Herstellung von α‐verzweigten Phenylalaninen und von 1,1‐disubstituierten Ethylendiaminen über chirale Imidazolidinone und Oxazolidinone aus Glycin – präparative und mechanistische Aspekte

Abstract

Preparation of α‐Branched Phenylalanines and of 1,1‐Disubstituted Ethylenediamines via Chiral Imidazolidinones and Oxazolidinones of Glycine – Preparative and Mechanistic AspectsTo test the structural prerequisites for a new carbanionoid rearrangement of 3‐methyl‐2‐pivaloyl‐1,2,3,4‐tetrahydroisoquinoline‐3‐carboxylic acid to N‐(t‐butoxycarbonyl)‐1‐amino‐2‐methylindan‐2‐carboxylic acid (A → B), various α‐branched phenylalanines (C) were required. Geminal dialkylation of the chiral glycine building block Boc‐BMI (1) occurs in excellent yields and selectivities and can be carried out in a one‐pot procedure (products 2–10).
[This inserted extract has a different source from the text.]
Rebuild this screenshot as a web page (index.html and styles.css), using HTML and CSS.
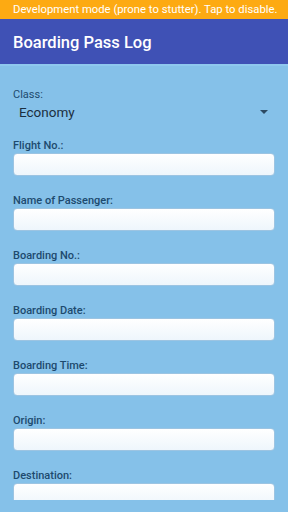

However, phenylalanines with methoxy groups on the benzene ring and α‐branching by substituents larger than methyl cannot be set free by hydrolysis of the corresponding imidazolidinones, which, on the other hand can be reduced through N‐methyl amino acid amides (13–15) to geminally disubstituted N‐methyl‐ethylenediamines (16–18). A series of 2‐t‐butyl‐5‐oxo‐1,3‐oxazolidin‐3‐carboxylates (19–27) was prepared and could be resolved on ChiraSphere, Chiralcel OD, and Pirkle columns (Table 1). Alkylation (Me, Et, Bu), allylation, and benzylation of the rac‐oxazolidinones lead to trans‐disubstituted products (29–43) which were alkylated a second time (products 44–51); yields and selectivities are satisfactory (Table 2). Hydrolysis of 4,4‐dibenzyl‐substituted oxazolidinones to the amino acid derivatives is possible (examples 52–54). – Comparison of the methylation selectivities of seven 2‐t‐butyl‐1,3‐oxazolidin‐5‐one Li‐enolates bearing different N‐acyl groups (Figure 1) and an X‐ray crystal structure analysis of a phenol carbamate (26, Figure 2 and Table 3) show that our previous mechanistic model obtains: t‐butyl in the COR group gives the poorest selectivity (3:1), O‐phenyl the highest (>50:1). This is compatible with the view that the acylgroups (on pyramidalized nitrogens!) in these heterocyclic acetals occupy one face of the average plane of the rings, and the substituents on the acetal center (here t‐Bu) the other one (Figure 1).